Given task: Copy out the listing that follows, exactly, without its pictures.

[Data provided start]

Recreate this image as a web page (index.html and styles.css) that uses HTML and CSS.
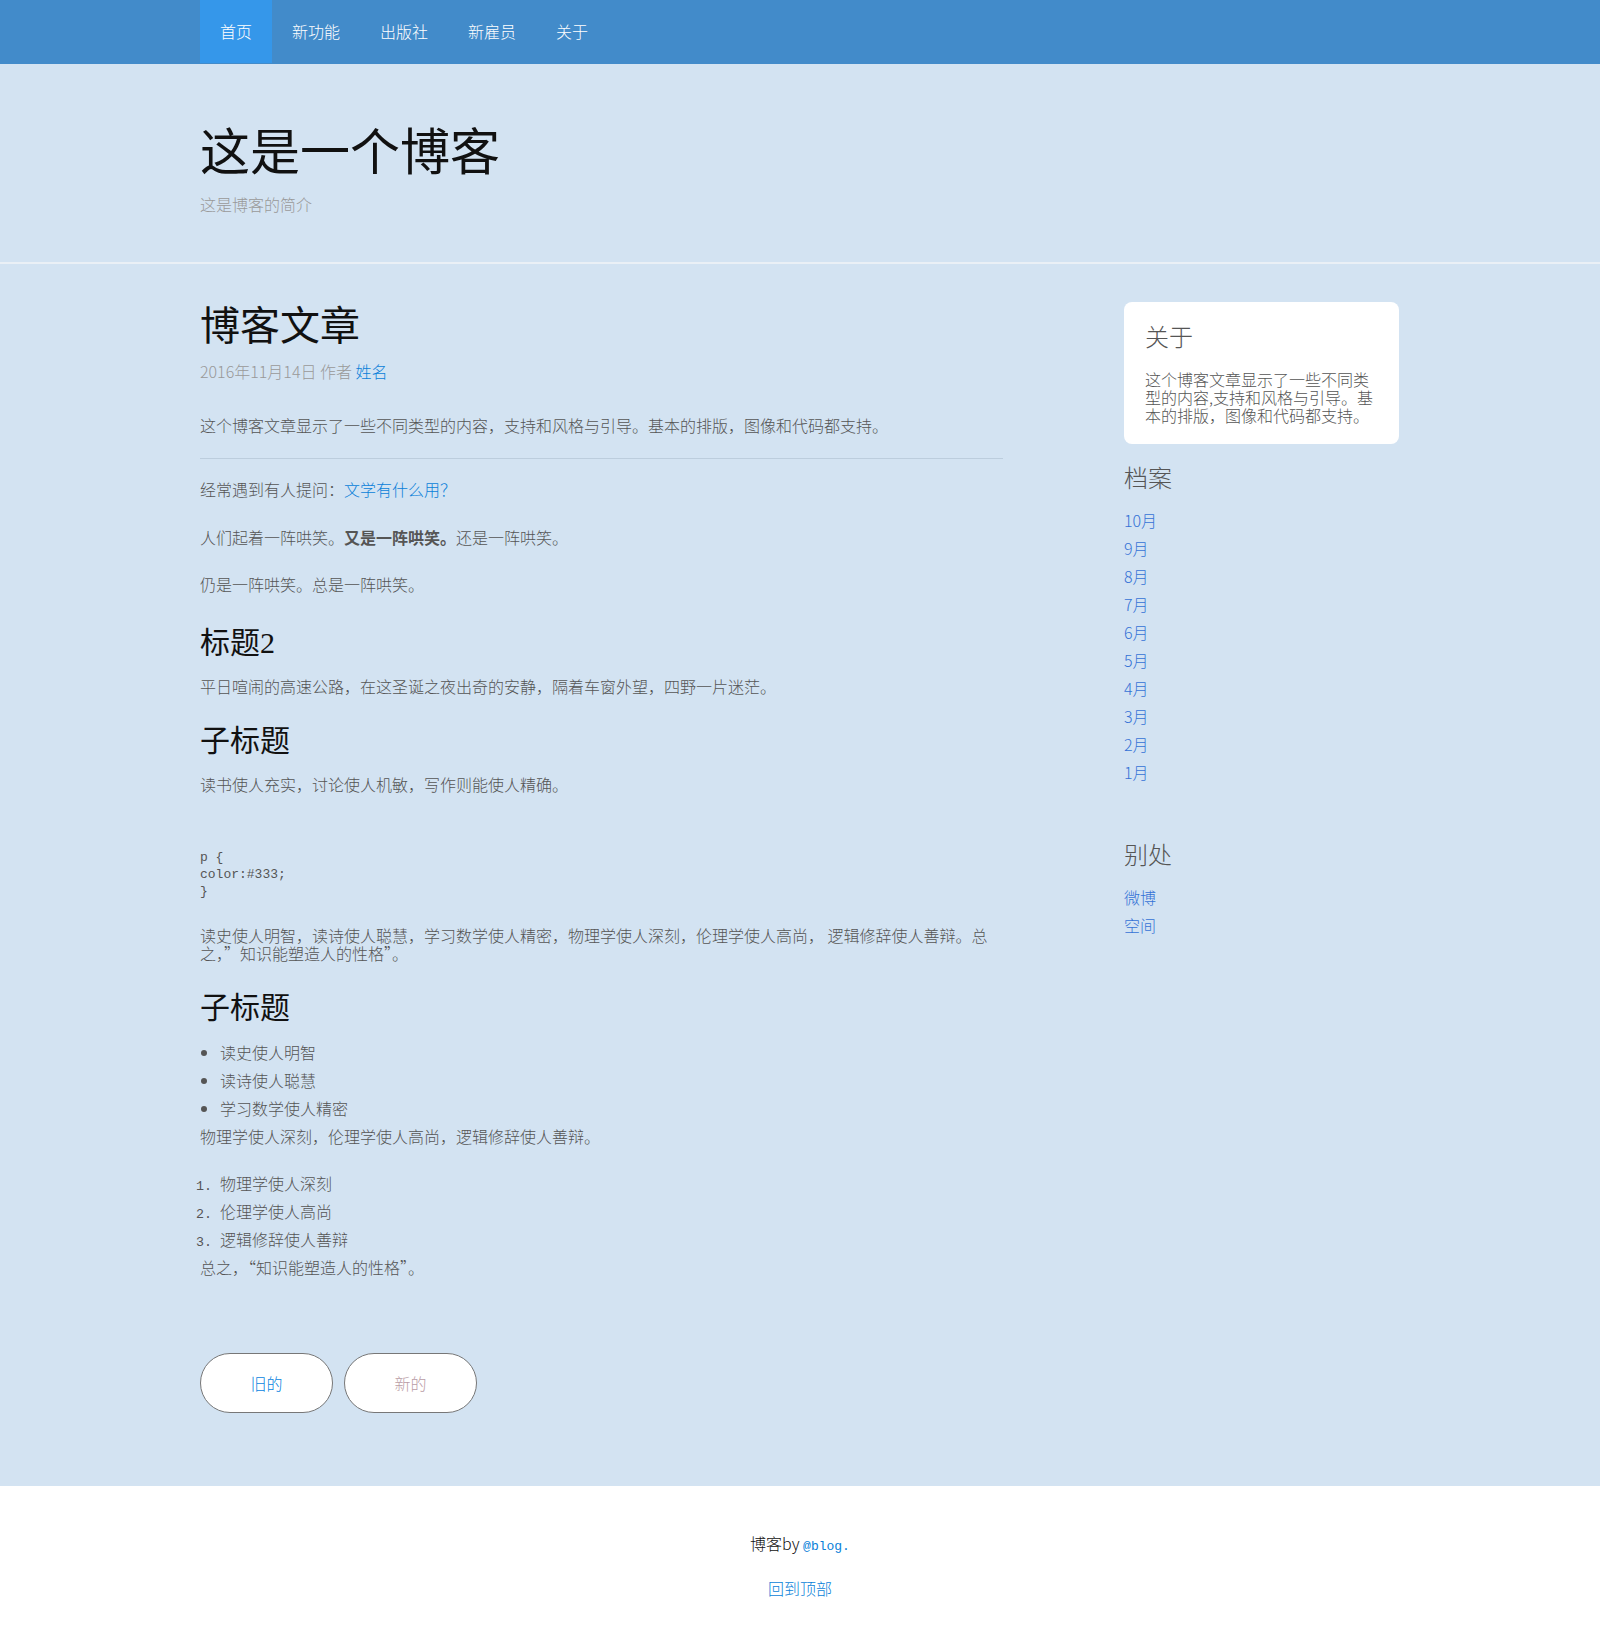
FILE: index.html
```html
<!DOCTYPE html>
<html lang="zh-CN">
<head>
<meta charset="utf-8">
<title>这是一个博客</title>
<link rel="stylesheet" href="styles.css">
</head>
<body>
<div class="masthead">
  <nav class="container nav">
    <a class="nav-item active" href="#">首页</a>
    <a class="nav-item" href="#">新功能</a>
    <a class="nav-item" href="#">出版社</a>
    <a class="nav-item" href="#">新雇员</a>
    <a class="nav-item" href="#">关于</a>
  </nav>
</div>

<div class="page">
  <header class="blog-header">
    <div class="container">
      <h1 class="blog-title">这是一个博客</h1>
      <p class="blog-description">这是博客的简介</p>
    </div>
  </header>

  <div class="container layout">
    <article class="blog-main">
      <h2 class="post-title">博客文章</h2>
      <p class="post-meta">2016年11月14日 作者 <a href="#">姓名</a></p>
      <p>这个博客文章显示了一些不同类型的内容，支持和风格与引导。基本的排版，图像和代码都支持。</p>
      <hr>
      <p>经常遇到有人提问：<a href="#">文学有什么用？</a></p>
      <p>人们起着一阵哄笑。<strong>又是一阵哄笑。</strong>还是一阵哄笑。</p>
      <p>仍是一阵哄笑。总是一阵哄笑。</p>
      <h2 class="section-title">标题2</h2>
      <p>平日喧闹的高速公路，在这圣诞之夜出奇的安静，隔着车窗外望，四野一片迷茫。</p>
      <h3 class="section-title">子标题</h3>
      <p>读书使人充实，讨论使人机敏，写作则能使人精确。</p>
      <pre class="code">p {
color:#333;
}</pre>
      <p>读史使人明智，读诗使人聪慧，学习数学使人精密，物理学使人深刻，伦理学使人高尚， 逻辑修辞使人善辩。总之，”知识能塑造人的性格”。</p>
      <h3 class="section-title">子标题</h3>
      <ul class="post-list">
        <li>读史使人明智</li>
        <li>读诗使人聪慧</li>
        <li>学习数学使人精密</li>
      </ul>
      <p class="list-note">物理学使人深刻，伦理学使人高尚，逻辑修辞使人善辩。</p>
      <ol class="post-list">
        <li>物理学使人深刻</li>
        <li>伦理学使人高尚</li>
        <li>逻辑修辞使人善辩</li>
      </ol>
      <p class="list-note">总之，“知识能塑造人的性格”。</p>
      <nav class="pager">
        <a class="pager-btn" href="#">旧的</a>
        <span class="pager-btn disabled">新的</span>
      </nav>
    </article>

    <aside class="sidebar">
      <div class="about-card">
        <h4 class="side-title">关于</h4>
        <p>这个博客文章显示了一些不同类型的内容,支持和风格与引导。基本的排版，图像和代码都支持。</p>
      </div>
      <div class="side-module">
        <h4 class="side-title">档案</h4>
        <ol class="side-links">
          <li><a href="#">10月</a></li>
          <li><a href="#">9月</a></li>
          <li><a href="#">8月</a></li>
          <li><a href="#">7月</a></li>
          <li><a href="#">6月</a></li>
          <li><a href="#">5月</a></li>
          <li><a href="#">4月</a></li>
          <li><a href="#">3月</a></li>
          <li><a href="#">2月</a></li>
          <li><a href="#">1月</a></li>
        </ol>
      </div>
      <div class="side-module">
        <h4 class="side-title">别处</h4>
        <ol class="side-links">
          <li><a href="#">微博</a></li>
          <li><a href="#">空间</a></li>
        </ol>
      </div>
    </aside>
  </div>
</div>

<footer class="blog-footer">
  <p>博客by <a href="#"><code>@blog.</code></a></p>
  <p><a href="#">回到顶部</a></p>
</footer>
</body>
</html>
```

FILE: styles.css
```css
* { box-sizing: border-box; }

html {
  background: #fff;
}

html, body {
  margin: 0;
  padding: 0;
}

body {
  font-family: "Noto Sans CJK SC", "Noto Sans", sans-serif;
  font-size: 16px;
  line-height: 18px;
  font-weight: 300;
  color: #555;
}

a {
  color: #0a7fd9;
  text-decoration: none;
}

.container {
  width: 1200px;
  margin: 0 auto;
}

/* ---------- masthead ---------- */
.masthead {
  background: #428bca;
  height: 64px;
}

.nav {
  display: flex;
}

.nav-item {
  display: block;
  padding: 0 20px;
  line-height: 63px;
  color: #fff;
  font-weight: 300;
}

.nav-item.active {
  background: #3597ea;
}

.page {
  background: #d3e3f2;
}

/* ---------- header ---------- */
.blog-header {
  padding: 64px 0 48px;
  border-bottom: 2px solid #eaf0f6;
}

.blog-title {
  margin: 0;
  font-family: "Liberation Serif", "Noto Sans CJK SC", serif;
  font-size: 50px;
  line-height: 50px;
  font-weight: 400;
  color: #111;
}

.blog-description {
  margin: 16px 0 0;
  line-height: 20px;
  color: #999;
}

/* ---------- layout ---------- */
.layout {
  display: flex;
  align-items: flex-start;
}

.blog-main {
  width: 803px;
  padding: 41px 0 73px;
}

:where(.blog-main > *) {
  margin: 0;
}

.post-title {
  font-family: "Liberation Serif", "Noto Sans CJK SC", serif;
  font-size: 40px;
  line-height: 44px;
  font-weight: 400;
  color: #111;
}

.post-meta {
  color: #999;
}

.post-title + .post-meta { margin-top: 13px; }
.post-meta + p { margin-top: 36px; }

.blog-main hr {
  height: 0;
  border: 0;
  border-top: 1px solid #bccddd;
  margin: 24px 0 0;
}

hr + p { margin-top: 21px; }
p + p { margin-top: 29.5px; }

.section-title {
  font-family: "Liberation Serif", "Noto Sans CJK SC", serif;
  font-size: 30px;
  line-height: 33px;
  font-weight: 400;
  color: #111;
}

p + h2.section-title { margin-top: 33px; }
p + h3.section-title { margin-top: 29px; }
.section-title + p { margin-top: 18px; }

strong {
  font-weight: 700;
}

.code {
  font-family: "Liberation Mono", monospace;
  font-size: 13px;
  line-height: 17px;
  color: #555;
  white-space: pre;
}

p + .code { margin-top: 56px; }
.code + p { margin-top: 25.5px; }

.post-list {
  padding-left: 20px;
}

.post-list li {
  line-height: 28px;
}

ol.post-list li::marker {
  font-family: "Liberation Mono", monospace;
  font-size: 13.33px;
}

.section-title + .post-list { margin-top: 14px; }
p + .post-list { margin-top: 19px; }

.list-note {
  line-height: 28px;
}

.post-list + .list-note { margin-top: 0; }

.pager {
  display: flex;
  gap: 11px;
}

p + .pager { margin-top: 72px; }

.pager-btn {
  display: flex;
  align-items: center;
  justify-content: center;
  width: 133px;
  height: 60px;
  border: 1px solid #777;
  border-radius: 30px;
  background: #fff;
  color: #0a84e0;
  font-weight: 300;
}

.pager-btn.disabled {
  color: #b99ca5;
}

/* ---------- sidebar ---------- */
.sidebar {
  width: 275px;
  margin-left: 121px;
  padding-top: 38px;
}

.about-card {
  background: #fff;
  border-radius: 8px;
  padding: 21px 20px 20px 21px;
}

.about-card p {
  margin: 21px 0 0;
}

.side-title {
  margin: 0;
  font-size: 24px;
  line-height: 26px;
  font-weight: 300;
  color: #555;
}

.side-module {
  margin-top: 20px;
}

.side-module + .side-module {
  margin-top: 55px;
}

.side-links {
  list-style: none;
  margin: 16px 0 0;
  padding: 0;
}

.side-links li {
  line-height: 28px;
}

.side-links a {
  color: #3572d6;
}

/* ---------- footer ---------- */
.blog-footer {
  background: #fff;
  text-align: center;
  padding: 48px 0 55px;
  color: #111;
}

.blog-footer p {
  margin: 0;
}

.blog-footer p + p {
  margin-top: 23px;
}

.blog-footer code {
  font-family: "Liberation Mono", monospace;
  font-size: 13px;
}
```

[Data provided end]

The answer:
Recreate this image as a web page (index.html and styles.css) that uses HTML and CSS.
FILE: index.html
```html
<!DOCTYPE html>
<html lang="zh-CN">
<head>
<meta charset="utf-8">
<title>这是一个博客</title>
<link rel="stylesheet" href="styles.css">
</head>
<body>
<div class="masthead">
  <nav class="container nav">
    <a class="nav-item active" href="#">首页</a>
    <a class="nav-item" href="#">新功能</a>
    <a class="nav-item" href="#">出版社</a>
    <a class="nav-item" href="#">新雇员</a>
    <a class="nav-item" href="#">关于</a>
  </nav>
</div>

<div class="page">
  <header class="blog-header">
    <div class="container">
      <h1 class="blog-title">这是一个博客</h1>
      <p class="blog-description">这是博客的简介</p>
    </div>
  </header>

  <div class="container layout">
    <article class="blog-main">
      <h2 class="post-title">博客文章</h2>
      <p class="post-meta">2016年11月14日 作者 <a href="#">姓名</a></p>
      <p>这个博客文章显示了一些不同类型的内容，支持和风格与引导。基本的排版，图像和代码都支持。</p>
      <hr>
      <p>经常遇到有人提问：<a href="#">文学有什么用？</a></p>
      <p>人们起着一阵哄笑。<strong>又是一阵哄笑。</strong>还是一阵哄笑。</p>
      <p>仍是一阵哄笑。总是一阵哄笑。</p>
      <h2 class="section-title">标题2</h2>
      <p>平日喧闹的高速公路，在这圣诞之夜出奇的安静，隔着车窗外望，四野一片迷茫。</p>
      <h3 class="section-title">子标题</h3>
      <p>读书使人充实，讨论使人机敏，写作则能使人精确。</p>
      <pre class="code">p {
color:#333;
}</pre>
      <p>读史使人明智，读诗使人聪慧，学习数学使人精密，物理学使人深刻，伦理学使人高尚， 逻辑修辞使人善辩。总之，”知识能塑造人的性格”。</p>
      <h3 class="section-title">子标题</h3>
      <ul class="post-list">
        <li>读史使人明智</li>
        <li>读诗使人聪慧</li>
        <li>学习数学使人精密</li>
      </ul>
      <p class="list-note">物理学使人深刻，伦理学使人高尚，逻辑修辞使人善辩。</p>
      <ol class="post-list">
        <li>物理学使人深刻</li>
        <li>伦理学使人高尚</li>
        <li>逻辑修辞使人善辩</li>
      </ol>
      <p class="list-note">总之，“知识能塑造人的性格”。</p>
      <nav class="pager">
        <a class="pager-btn" href="#">旧的</a>
        <span class="pager-btn disabled">新的</span>
      </nav>
    </article>

    <aside class="sidebar">
      <div class="about-card">
        <h4 class="side-title">关于</h4>
        <p>这个博客文章显示了一些不同类型的内容,支持和风格与引导。基本的排版，图像和代码都支持。</p>
      </div>
      <div class="side-module">
        <h4 class="side-title">档案</h4>
        <ol class="side-links">
          <li><a href="#">10月</a></li>
          <li><a href="#">9月</a></li>
          <li><a href="#">8月</a></li>
          <li><a href="#">7月</a></li>
          <li><a href="#">6月</a></li>
          <li><a href="#">5月</a></li>
          <li><a href="#">4月</a></li>
          <li><a href="#">3月</a></li>
          <li><a href="#">2月</a></li>
          <li><a href="#">1月</a></li>
        </ol>
      </div>
      <div class="side-module">
        <h4 class="side-title">别处</h4>
        <ol class="side-links">
          <li><a href="#">微博</a></li>
          <li><a href="#">空间</a></li>
        </ol>
      </div>
    </aside>
  </div>
</div>

<footer class="blog-footer">
  <p>博客by <a href="#"><code>@blog.</code></a></p>
  <p><a href="#">回到顶部</a></p>
</footer>
</body>
</html>
```

FILE: styles.css
```css
* { box-sizing: border-box; }

html {
  background: #fff;
}

html, body {
  margin: 0;
  padding: 0;
}

body {
  font-family: "Noto Sans CJK SC", "Noto Sans", sans-serif;
  font-size: 16px;
  line-height: 18px;
  font-weight: 300;
  color: #555;
}

a {
  color: #0a7fd9;
  text-decoration: none;
}

.container {
  width: 1200px;
  margin: 0 auto;
}

/* ---------- masthead ---------- */
.masthead {
  background: #428bca;
  height: 64px;
}

.nav {
  display: flex;
}

.nav-item {
  display: block;
  padding: 0 20px;
  line-height: 63px;
  color: #fff;
  font-weight: 300;
}

.nav-item.active {
  background: #3597ea;
}

.page {
  background: #d3e3f2;
}

/* ---------- header ---------- */
.blog-header {
  padding: 64px 0 48px;
  border-bottom: 2px solid #eaf0f6;
}

.blog-title {
  margin: 0;
  font-family: "Liberation Serif", "Noto Sans CJK SC", serif;
  font-size: 50px;
  line-height: 50px;
  font-weight: 400;
  color: #111;
}

.blog-description {
  margin: 16px 0 0;
  line-height: 20px;
  color: #999;
}

/* ---------- layout ---------- */
.layout {
  display: flex;
  align-items: flex-start;
}

.blog-main {
  width: 803px;
  padding: 41px 0 73px;
}

:where(.blog-main > *) {
  margin: 0;
}

.post-title {
  font-family: "Liberation Serif", "Noto Sans CJK SC", serif;
  font-size: 40px;
  line-height: 44px;
  font-weight: 400;
  color: #111;
}

.post-meta {
  color: #999;
}

.post-title + .post-meta { margin-top: 13px; }
.post-meta + p { margin-top: 36px; }

.blog-main hr {
  height: 0;
  border: 0;
  border-top: 1px solid #bccddd;
  margin: 24px 0 0;
}

hr + p { margin-top: 21px; }
p + p { margin-top: 29.5px; }

.section-title {
  font-family: "Liberation Serif", "Noto Sans CJK SC", serif;
  font-size: 30px;
  line-height: 33px;
  font-weight: 400;
  color: #111;
}

p + h2.section-title { margin-top: 33px; }
p + h3.section-title { margin-top: 29px; }
.section-title + p { margin-top: 18px; }

strong {
  font-weight: 700;
}

.code {
  font-family: "Liberation Mono", monospace;
  font-size: 13px;
  line-height: 17px;
  color: #555;
  white-space: pre;
}

p + .code { margin-top: 56px; }
.code + p { margin-top: 25.5px; }

.post-list {
  padding-left: 20px;
}

.post-list li {
  line-height: 28px;
}

ol.post-list li::marker {
  font-family: "Liberation Mono", monospace;
  font-size: 13.33px;
}

.section-title + .post-list { margin-top: 14px; }
p + .post-list { margin-top: 19px; }

.list-note {
  line-height: 28px;
}

.post-list + .list-note { margin-top: 0; }

.pager {
  display: flex;
  gap: 11px;
}

p + .pager { margin-top: 72px; }

.pager-btn {
  display: flex;
  align-items: center;
  justify-content: center;
  width: 133px;
  height: 60px;
  border: 1px solid #777;
  border-radius: 30px;
  background: #fff;
  color: #0a84e0;
  font-weight: 300;
}

.pager-btn.disabled {
  color: #b99ca5;
}

/* ---------- sidebar ---------- */
.sidebar {
  width: 275px;
  margin-left: 121px;
  padding-top: 38px;
}

.about-card {
  background: #fff;
  border-radius: 8px;
  padding: 21px 20px 20px 21px;
}

.about-card p {
  margin: 21px 0 0;
}

.side-title {
  margin: 0;
  font-size: 24px;
  line-height: 26px;
  font-weight: 300;
  color: #555;
}

.side-module {
  margin-top: 20px;
}

.side-module + .side-module {
  margin-top: 55px;
}

.side-links {
  list-style: none;
  margin: 16px 0 0;
  padding: 0;
}

.side-links li {
  line-height: 28px;
}

.side-links a {
  color: #3572d6;
}

/* ---------- footer ---------- */
.blog-footer {
  background: #fff;
  text-align: center;
  padding: 48px 0 55px;
  color: #111;
}

.blog-footer p {
  margin: 0;
}

.blog-footer p + p {
  margin-top: 23px;
}

.blog-footer code {
  font-family: "Liberation Mono", monospace;
  font-size: 13px;
}
```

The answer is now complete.